In these last few hectic days, I’ve been thinking about perspective. When confronted with ideas or requests or statements, I often try to determine what the person’s perspective is and how and why they might be thinking the way they are. I try my best to keep a broad perspective myself and consider other people’s points of view and often before I speak, I will explain where I’m coming from. I might say, for example, that I’m speaking on behalf of faculty. Here are some broad categories of differing perspectives that I have dealt with in the last few days:
One vs. Many: As Spock said when he died: The needs of the many outweigh the needs of one. This is a delicate balance I must always strike when I support faculty and students. As a general rule, I lean towards supporting many people. I can do things once and it benefits lots of people. For example, I run workshops and create documentation to help people use the tools they need to use for teaching. I also try to develop tools or processes that address needs that came up for one or two people in the past, but would benefit everyone. This time of year, though, I’m often confronted with requests that will benefit only one person. And I have to seriously weigh them sometimes. Honestly, sometimes it’s like the addage of “If I let one of you go to the bathroom, you’ll all be asking to go.” Unfortunately, at this time of year, it’s impossible to develop something as a result of a specific request that would benefit many people. I just don’t have the time to think through everything much less develop it. Often, when I respond to a specific request with, “This is going to have to wait a couple of weeks” or “You’re going to have to find another way to do this for now,” I’m aware that the person on the receiving end has the perspective that their need outweighs all others. I’ve been in their shoes. I’m sympathetic. But sometimes I want to explain exactly how their request would prevent me from supporting the other 150 people I support. Should I spend hours trying to restore something someone could have (should have) saved themselves instead of helping 20 other people? Likewise, should I spend hours doing something for someone that they could do themselves? Should I spend hours working on the basics with someone who didn’t make a workshop? These are some of the dilemmas I face.

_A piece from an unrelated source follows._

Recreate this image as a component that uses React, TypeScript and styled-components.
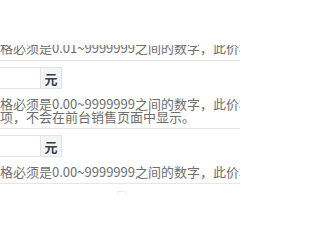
import React from 'react'
import styled, { createGlobalStyle } from 'styled-components'

const GlobalStyle = createGlobalStyle`
  html, body {
    margin: 0;
    padding: 0;
    background: #fff;
  }
  body {
    font-family: "Noto Sans CJK SC", "Noto Sans", sans-serif;
    font-size: 13px;
    color: #666;
  }
`

const Page = styled.div`
  width: 240px;
  height: 240px;
  overflow: hidden;
  background: #fff;
`

const HeaderSpace = styled.div`
  height: 45px;
`

const Viewport = styled.div`
  height: 195px;
  overflow: hidden;
`

const Form = styled.div`
  margin-top: -4px;
  margin-left: -13px;
  width: 420px;
`

const Row = styled.div<{ $top?: number; $bottom?: number }>`
  padding: ${p => p.$top ?? 6}px 0 ${p => p.$bottom ?? 5}px;
  border-bottom: 1px solid #e6e6e6;
`

const InputGroup = styled.div`
  display: flex;
  height: 22px;
  margin-left: -40px;
`

const Input = styled.div`
  width: 92px;
  height: 20px;
  border: 1px solid #e3e3e3;
  border-right: none;
  background: #fff;
`

const Addon = styled.div`
  width: 20px;
  height: 20px;
  border: 1px solid #e3e3e3;
  background: #f4f5f7;
  display: flex;
  align-items: center;
  justify-content: center;
  font-weight: bold;
  font-size: 13px;
  color: #3a3f4b;
`

const Help = styled.div<{ $gap?: number }>`
  margin-top: ${p => p.$gap ?? 8}px;
  line-height: 13px;
  white-space: nowrap;
  color: #6e6e6e;
`

const Stub = styled.div`
  margin: 7px 0 0 130px;
  width: 7px;
  height: 2px;
  border: 1px solid #ececec;
  border-bottom: none;
`

const PriceField = ({ range, children }: { range: string; children?: React.ReactNode }) => (
  <Row>
    <InputGroup>
      <Input />
      <Addon>元</Addon>
    </InputGroup>
    <Help>
      价格必须是{range}之间的数字，此价格为空时将不显示此
      {children}
    </Help>
  </Row>
)

export default function App() {
  return (
    <Page>
      <GlobalStyle />
      <HeaderSpace />
      <Viewport>
        <Form>
          <Row $top={0} $bottom={6}>
            <Help $gap={0}>价格必须是0.01~9999999之间的数字，此价格为必填项</Help>
          </Row>
          <PriceField range="0.00~9999999">
            <br />
            此项，不会在前台销售页面中显示。
          </PriceField>
          <PriceField range="0.00~9999999" />
          <Stub />
        </Form>
      </Viewport>
    </Page>
  )
}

Long term vs. short term. I’ve run into plenty of tenured faculty and long time staff members who take the long view. They make decisions based on trying to think about how that decision will play out in 5 to 10 years. Right now, no one’s thinking about the long view. They’re running around like chickens with their heads cut off. And that’s okay once in a while as long you step back and try to assess the situation and work towards making the next time better. Here’s a concrete example. The first fall semester I was working, I had received over 250 emails (I’m not even counting phone calls) requesting help with Blackboard. As soon as the dust cleared, I tried to determine why I had received so many calls for help and what I could do to prevent that from happening again. After talking to lots of people, I determined that the way we were creating accounts several steps before those accounts ended up in Blackboard was creating problems for a large group of people. These people were unable to even log in to Blackboard and the majority of the emails related to this problem. So I fixed the source of the problem. I could have fixed all of these manually at the time and I could have just been prepared to do the same next time around, but that would be taking a short view. I’ve seen this happen a lot in IT. We bandaid something and don’t bother to return to the problem and try to really fix it.
Difference in role. As I’ve said here before, I often find myself explaining how faculty work to IT people and vice versa. I find myself doing this at this time of year as well. I really do try to see things from the student perspective, from the faculty perspective and from various staff perspectives. Far too often, people don’t try to see things from another person’s perspective.
Anyway, I find it interesting to listen to and watch people and to think about what I’m thinking in response and try to determine where the conflict is and come up with some kind of solution or way of responding that makes sense and will help the other person’s understanding. I’m curious if you all see these kinds of things at your institutions and how you handle them or think they should be handled.